When we first moved into our home the walls were painted beige!! I hate beige. I hate it on everything. If there was never a need for a color then beige would be that color (Don't know if that statement made sense but you get the idea.) Anyway, the night before moving in I conned my girlfriend and her son (who thinks I am a little eccentric) into help painting my living room. I just wanted one room that was bright! My colors were McDonald's Yellow and Red. Yellow was for two walls, and the red was to cover a dark brown wall panelling that was on one wall. The fourth wall was a rock wall that covered the entire wall. Mary put two brush strokes on the wall before turning to me and asking "Are you sure Rene?" This is the result of the wall.

Anyway, to go even further.. Our bathroom was a "pepto Bismal" pink and the wall that was just across from the toilet had had a fake tile panel put halfway up the wall and then had had plaster put on the top half of the wall. The plaster was draped over the edge of the tile panel and so the wall was kind of an uneven at times bulging mess in the center. And "IT WAS PEPTO BISMAL PINK" It is an incredibly small bathroom but for a counter it had a black and white polka dot formica sink cabinet. In short it was really really awful.

One day after making some mosaics on a lamp I was working on, I realized that I had a HUGE amount of small marble beads (the type used in vases to hold flowers in place) and that I could probably cover most of the wall with these beads and it would just cost me the price of grout. I spent days looking at mosaics on the internet and searching for ways to apply the beads and mosaic them. I had about 5 pounds of these beads and they fit in a shoe box. One day i happened upon a website that advertised a mosaic that was 3' by 3' for $600. I almost gagged. That was approximately 1/5 of the size I needed to make my mosaic! So I set off to do my own using the beads I had in the shoe box! If I did it right I might even have some beads left over.

I figured out a plan to make the bathroom look like it was underwater. A really fun concept that I still enjoy today. (The wall was done about 3 years ago and the floor just after that but I still have some grouting to do around the base of the wall and floor.

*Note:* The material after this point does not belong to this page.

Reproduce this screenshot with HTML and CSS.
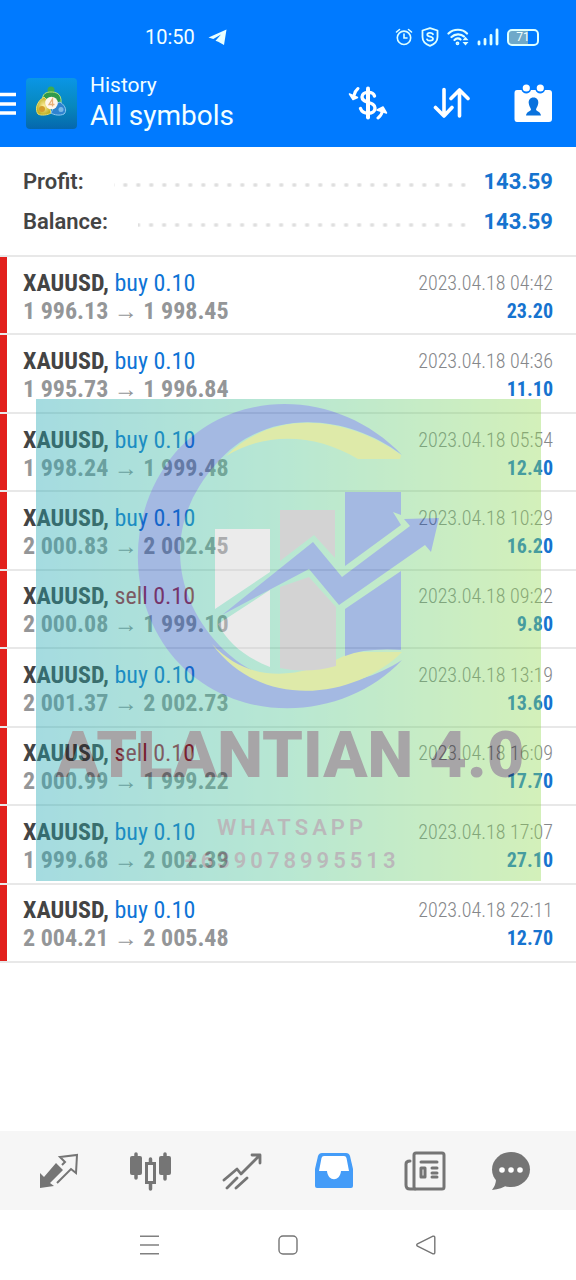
FILE: index.html
```html
<!DOCTYPE html>
<html lang="en">
<head>
<meta charset="utf-8">
<meta name="viewport" content="width=device-width, initial-scale=1">
<title>History</title>
<link rel="stylesheet" href="styles.css">
</head>
<body>
<div class="app">
  <header class="top">
    <div class="status">
      <div class="status-left">
        <time>10:50</time>
        <svg width="20" height="18" viewBox="0 0 20 18"><path fill="#e8ffff" d="M.5 9.500 18.500 1.500 16 17 10.200 13.800 7.500 12.800 13 6.500 5.300 11Z"/></svg>
      </div>
      <div class="status-right">
        <svg width="18" height="18" viewBox="0 0 18 18" fill="none" stroke="#dff" stroke-width="1.600" stroke-linecap="round"><circle cx="9" cy="9.800" r="6.700"/><path d="M9 6v4h3M1.500 4 4.500 1.500M16.500 4 13.500 1.500"/></svg>
        <svg width="18" height="20" viewBox="0 0 18 20" fill="none" stroke="#dff" stroke-width="1.800" stroke-linejoin="round" stroke-linecap="round"><path d="M9 1.200 16.500 3.500V10C16.500 14.500 13.500 17.200 9 18.900 4.500 17.200 1.500 14.500 1.500 10V3.500Z"/><path d="M12 7.300C11 5.500 6.300 5.400 6.300 7.800 6.300 10.300 12 9 12 11.800 12 14.300 7 14.200 6 12.300"/></svg>
        <svg width="22" height="18" viewBox="0 0 22 18" fill="none" stroke="#dff" stroke-width="2.200" stroke-linecap="round"><path d="M1.500 5.500C6.500.5 15.500.5 20 5.500M4.500 9C8 5.500 14 5.500 17 8.500M7.500 12C9.500 10 12 10 13.500 11.500"/><circle cx="10.500" cy="15.300" r=".8"/><path stroke="none" fill="#dff" d="M18.500 8.800 21.500 12.300H15.500ZM18.500 17.500 21.500 14H15.500Z"/></svg>
        <svg width="22" height="18" viewBox="0 0 22 18" stroke="#dff" stroke-width="2.800" stroke-linecap="round"><path d="M2 14v2M8 11.500V16M14 7.500V16M20 2V16"/></svg>
        <span class="battery">71</span>
      </div>
    </div>
    <div class="bar">
      <button class="menu" aria-label="Menu"><svg width="16" height="24" viewBox="0 0 16 24"><path stroke="#fff" stroke-width="3.600" d="M0 3.500H16M0 13H16M0 22H16"/></svg></button>
      <svg class="logo" viewBox="0 0 51 51">
        <defs>
          <linearGradient id="sky" x1="0" y1="0" x2="0" y2="1"><stop offset="0" stop-color="#0a96e6"/><stop offset=".55" stop-color="#0788bd"/><stop offset="1" stop-color="#0567ad"/></linearGradient>
          <radialGradient id="gold"><stop offset="0" stop-color="#fff0a0"/><stop offset="1" stop-color="#bfae22"/></radialGradient>
        </defs>
        <rect width="51" height="51" rx="4" fill="url(#sky)"/>
        <circle cx="25" cy="12" r="3.500" fill="#3eaa50"/>
        <path fill="#2f9a4c" stroke="#b6e37b" d="M17 24C15 15 21 14 25 14S36 15 35 25L29 28 20 27Z"/>
        <path fill="url(#gold)" stroke="#e8dd6a" d="M18 19C10 24 9 32 12 36 15 38 22 37 25 35L22 23Z"/>
        <path fill="#2e83d0" stroke="#8cc9ef" d="M29 26 34 24C40 28 41 33 38 36 34 38 28 37 25 35Z"/>
        <circle cx="16" cy="31" r="3" fill="#d49c2b"/><circle cx="35" cy="31.500" r="2.500" fill="#79b9e8"/>
        <circle cx="25.500" cy="25" r="6.300" fill="#fff6ea"/>
        <path fill="none" stroke="#e8b078" stroke-width="1.300" d="M26.500 28.500V21L23 26.500H28.500"/>
      </svg>
      <div class="titles"><h2>History</h2><h1>All symbols</h1></div>
      <div class="actions">
        <button aria-label="Currency"><svg width="40" height="34" viewBox="0 0 40 34" fill="none" stroke="#fff" stroke-width="3.400" stroke-linecap="round"><path d="M26.500 10C25 5 14 5 14 11 14 18 27 15 27 22 27 29 15 29 12.500 22.500"/><path stroke-width="4" d="M20 2.500V31.500"/><path stroke-width="3" d="M10 2.500C7.500 4.500 6.500 7 6 9.500"/><path fill="#fff" stroke-width="1.500" stroke-linejoin="round" d="M1.500 8 9.500 11.500 5 13.500Z"/><path stroke-width="3" d="M30 32C33 30 34 27 34.500 25"/><path fill="#fff" stroke-width="1.500" stroke-linejoin="round" d="M29 24 35 21 38.500 27Z"/></svg></button>
        <button aria-label="Sort"><svg width="38" height="32" viewBox="0 0 38 32" fill="none" stroke="#fff" stroke-width="3.600" stroke-linecap="round" stroke-linejoin="round"><path d="M12 2.500V29M3.500 20.500 12 29 20 20.500M27.500 29V3M19 11.500 27.500 3 36 11.500"/></svg></button>
        <button aria-label="Period"><svg width="38" height="38" viewBox="0 0 38 38"><path fill="#fff" d="M3 6H7.500A5 5 0 0 0 17 6H21.500A5 5 0 0 0 31 6H35Q38 6 38 9V35Q38 38 35 38H3Q.5 38 .5 35V9Q.5 6 3 6Z"/><circle cx="12.300" cy="4" r="3.600" fill="#fff"/><circle cx="26.300" cy="4" r="3.600" fill="#fff"/><path fill="#0a72dd" d="M19.500 13.500C23 13.500 24.500 16 24.300 19 24 22 22.500 23.500 22 25.500 22.500 27.500 26.500 27.500 27 31.500H12C12.500 27.500 16.500 27.500 17 25.500 16.500 23.500 15 22 14.700 19 14.500 16 16 13.500 19.500 13.500Z"/></svg></button>
      </div>
    </div>
  </header>

  <dl class="summary">
    <div><dt>Profit:</dt><dd>143.59</dd></div>
    <div><dt>Balance:</dt><dd>143.59</dd></div>
  </dl>

  <main class="history">
    <ul class="deals">
      <li><div><b>XAUUSD,</b> <span class="buy">buy 0.10</span></div><time>2023.04.18 04:42</time><div class="price">1 996.13 <i>→</i> 1 998.45</div><strong>23.20</strong></li>
      <li><div><b>XAUUSD,</b> <span class="buy">buy 0.10</span></div><time>2023.04.18 04:36</time><div class="price">1 995.73 <i>→</i> 1 996.84</div><strong>11.10</strong></li>
      <li><div><b>XAUUSD,</b> <span class="buy">buy 0.10</span></div><time>2023.04.18 05:54</time><div class="price">1 998.24 <i>→</i> 1 999.48</div><strong>12.40</strong></li>
      <li><div><b>XAUUSD,</b> <span class="buy">buy 0.10</span></div><time>2023.04.18 10:29</time><div class="price">2 000.83 <i>→</i> 2 002.45</div><strong>16.20</strong></li>
      <li><div><b>XAUUSD,</b> <span class="sell">sell 0.10</span></div><time>2023.04.18 09:22</time><div class="price">2 000.08 <i>→</i> 1 999.10</div><strong>9.80</strong></li>
      <li><div><b>XAUUSD,</b> <span class="buy">buy 0.10</span></div><time>2023.04.18 13:19</time><div class="price">2 001.37 <i>→</i> 2 002.73</div><strong>13.60</strong></li>
      <li><div><b>XAUUSD,</b> <span class="sell">sell 0.10</span></div><time>2023.04.18 16:09</time><div class="price">2 000.99 <i>→</i> 1 999.22</div><strong>17.70</strong></li>
      <li><div><b>XAUUSD,</b> <span class="buy">buy 0.10</span></div><time>2023.04.18 17:07</time><div class="price">1 999.68 <i>→</i> 2 002.39</div><strong>27.10</strong></li>
      <li><div><b>XAUUSD,</b> <span class="buy">buy 0.10</span></div><time>2023.04.18 22:11</time><div class="price">2 004.21 <i>→</i> 2 005.48</div><strong>12.70</strong></li>
    </ul>
    <div class="watermark">
      <svg viewBox="36 399 505 482">
        <path fill="#1e52b9" d="M402 455C340 390 235 385 175 453C124 514 127 603 175 659C237 728 345 721 402 660C350 694 270 699 219 645C170 592 165 520 217 463C264 408 345 412 402 455Z"/>
        <path fill="#afcd2a" d="M226 456C270 412 340 412 401 455L400 459H358C315 433 265 432 226 456ZM212 644C250 685 300 678 344 656Q352 652 362 652H402C360 695 265 715 212 644Z"/>
        <path fill="#cfcfcf" d="M215 529H270V572L215 609ZM218 624 270 590V667C245 657 228 643 218 624Z"/>
        <path fill="#949494" d="M280 510H335V558L314 535 280 561ZM280 587 309 577 336 607V666Q308 674 280 668Z"/>
        <path fill="#1e52b9" d="M345 492H401V515L393 512 401 525 345 566ZM345 609 401 571V650Q365 648 345 656Z"/>
        <path fill="#1e52b9" d="M222 615 313 542 342 577 410 526 404 519 439 518 431 552 425 545 339 605 309 569Z"/>
        <text class="wm-name" x="290" y="777">ATLANTIAN 4.0</text>
        <text class="wm-line" x="292" y="835">WHATSAPP</text>
        <text class="wm-line" x="292" y="868">+639078995513</text>
      </svg>
    </div>
  </main>

  <nav class="tabs">
    <button aria-label="Quotes"><svg width="42" height="40" viewBox="0 0 42 40"><path fill="#757575" d="M2 22 6 26 18 12 25 19 12 32 16 35 2 37Z"/><path fill="none" stroke="#757575" stroke-width="2" d="M24 14 27 11 22 6 39 4 38 22 33 18 19 32"/></svg></button>
    <button aria-label="Chart"><svg width="42" height="40" viewBox="0 0 42 40" fill="#757575"><rect x="1" y="5" width="12" height="19" rx="2"/><rect x="30" y="5" width="12" height="19" rx="2"/><path stroke="#757575" stroke-width="3.500" stroke-linecap="round" d="M7 3V27M36 3V28M21.500 8V12M21.500 33V38"/><rect x="17.500" y="12.500" width="8" height="19" fill="#f6f6f6" stroke="#757575" stroke-width="3"/></svg></button>
    <button aria-label="Trade"><svg width="42" height="40" viewBox="0 0 42 40" fill="none" stroke="#757575" stroke-width="2.800" stroke-linecap="round" stroke-linejoin="round"><path d="M3 29 16 18 20 23 38 5M31 4H39V12M6 37 16 27M15 37 26 27"/></svg></button>
    <button aria-label="History" aria-current="page"><svg width="42" height="40" viewBox="0 0 42 40"><path fill="#449cf8" d="M9 2H33Q36 2 37 5L40 18V35Q40 37 38 37H4Q2 37 2 35V18L5 5Q6 2 9 2Z"/><path fill="#fff" d="M11 5H31Q33 5 33.500 7L36 20H28C27 31 15 31 14 20H6L8.500 7Q9 5 11 5Z"/></svg></button>
    <button aria-label="News"><svg width="42" height="40" viewBox="0 0 42 40" fill="none" stroke="#757575" stroke-width="3" stroke-linejoin="round" stroke-linecap="round"><rect x="10" y="2" width="30" height="36" rx="2"/><path d="M6 10Q2 10 2 13V34Q2 38 6 38H11M17 11H33M28 17H33M28 22H33M28 26H33"/><rect x="17" y="17" width="4" height="9"/></svg></button>
    <button aria-label="Messages"><svg width="54" height="40" viewBox="0 0 54 40"><ellipse cx="21" cy="18.500" rx="19" ry="17.500" fill="#757575"/><path fill="#757575" d="M6 28Q6 34 2 39 12 38 17 34Z"/><g fill="#fff"><circle cx="12" cy="19" r="2.800"/><circle cx="21" cy="19" r="2.800"/><circle cx="30" cy="19" r="2.800"/></g></svg></button>
  </nav>
  <nav class="system">
    <button aria-label="Recents"><svg width="20" height="20" viewBox="0 0 20 20"><path stroke="#808080" stroke-width="1.500" d="M0 1.200H19M0 10H19M0 18.800H19"/></svg></button>
    <button aria-label="Home"><svg width="20" height="20" viewBox="0 0 20 20"><rect x="1" y="1" width="18" height="18" rx="4" fill="none" stroke="#757575" stroke-width="1.400"/></svg></button>
    <button aria-label="Back"><svg width="20" height="20" viewBox="0 0 20 20"><path fill="none" stroke="#757575" stroke-width="1.400" stroke-linejoin="round" d="M1.500 8.800 17 1.200Q18.800.8 18.800 2.500V17.500Q18.800 19.200 17 18.800L1.500 11.200Q0 10 1.500 8.800Z"/></svg></button>
  </nav>
</div>
</body>
</html>
```
FILE: styles.css
```css
* { box-sizing: border-box; }
body { margin: 0; background: #fff; font-family: Roboto, "Liberation Sans", sans-serif; color: #444; }
h1, h2, dl, dd, ul { margin: 0; padding: 0; font-weight: 400; }
svg { display: block; flex-shrink: 0; }
button { margin: 0; padding: 0; border: 0; background: none; display: flex; align-items: center; justify-content: center; cursor: pointer; }
.app { min-height: 100vh; display: flex; flex-direction: column; }

.top { background: #007aff; color: #f2ffff; padding-bottom: 13px; }
.status { display: flex; justify-content: space-between; align-items: center; padding: 25px 37px 0 145px; height: 49px; }
.status-left { display: flex; align-items: center; gap: 13px; font-size: 20px; line-height: 24px; }
.status-right { display: flex; align-items: center; gap: 8px; }
.battery { width: 32px; height: 17px; border: 2px solid #dff; border-radius: 5px; background: linear-gradient(90deg, #6fa9c9 68%, #007aff 68%); font-size: 12px; line-height: 13px; text-align: center; }

.bar { display: flex; align-items: center; padding: 23px 24px 0 0; }
.menu { margin-right: 10px; }
.logo { width: 51px; height: 51px; }
.titles { margin-left: 13px; flex: 1; }
.titles h2 { font-size: 21px; line-height: 26px; }
.titles h1 { font-size: 28px; line-height: 36px; }
.actions { display: flex; align-items: center; gap: 44px; }

.summary { padding: 15px 23px 13px; border-bottom: 2px solid #e8e8e8; display: grid; }
.summary div { display: flex; align-items: center; line-height: 40px; font-size: 22px; }
.summary dt { font-weight: 600; }
.summary dd { font-weight: 700; color: #1673cf; }
.summary div::after { content: ""; flex: 1; height: 4px; margin: 6px 14px 0 30px; background: radial-gradient(circle, #dedede 1px, transparent 3px) right center / 13px 4px repeat-x; }
.summary dd { order: 1; }

.history { position: relative; flex: 1; }
.deals { display: grid; grid-auto-rows: 1fr; list-style: none; min-height: 706px; font-family: "Roboto Condensed", Roboto, sans-serif; font-size: 24px; line-height: 28px; }
.deals li { display: grid; grid-template-columns: 1fr auto; align-content: center; align-items: center; padding: 3px 23px 0; border-bottom: 2px solid #e8e8e8; background: linear-gradient(90deg, #e2201c 7px, transparent 7px) padding-box; }
.deals b { font-weight: 700; }
.buy { color: #0e74d6; }
.sell { color: #b02035; }
.price { color: #949698; font-weight: 700; }
.price i { font-family: "Liberation Sans", sans-serif; font-style: normal; font-weight: 400; font-size: 24px; line-height: 20px; }
.deals time { font-size: 20px; font-weight: 350; color: #85878a; text-align: right; }
.deals strong { font-size: 20px; color: #1673cf; text-align: right; }

/* Brand overlay lies across the list */
.watermark { position: absolute; top: 142px; left: 36px; right: 35px; height: 482px; opacity: .4; background: linear-gradient(90deg, #20a8b4, #50c591 50%, #93db54); pointer-events: none; }
.watermark svg { width: 100%; height: 100%; }
.watermark text { text-anchor: middle; }
.watermark .wm-name { font: 900 65px Roboto, sans-serif; fill: #252025; }
.watermark .wm-line { font: 600 22px Roboto, sans-serif; letter-spacing: 4px; fill: #554f55; }

.tabs { display: grid; grid-template-columns: repeat(6, 1fr); padding: 0 13px; height: 79px; background: #f6f6f6; align-items: center; }
.system { display: flex; align-items: center; justify-content: center; gap: 118px; height: 70px; }
```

After consulting with some artists and then just plain experimentation I began work... My shoe box of beads covered just over 1 square foot of wall and I found myself going to craft store after craft store to by bag after bag of these beads. $650 later and about one week of putting the beads on the wall and grouting them this is the wall I have. I cannot tell you how beautiful it is when the sun shines through the window on it but most people who have never seen my house or my bathroom end up coming out of the bathroom and taking other people who are visiting my house into the bathroom to show them the wall.

Just for info... the wall has 32 fish of all sizes on it and the bathroom has over 100 fish hidden or in plain site in it. But the wall is the fun one to try and find all the fish on.

so I am back to work, but I will post again tomorrow and have more stories or pics to share.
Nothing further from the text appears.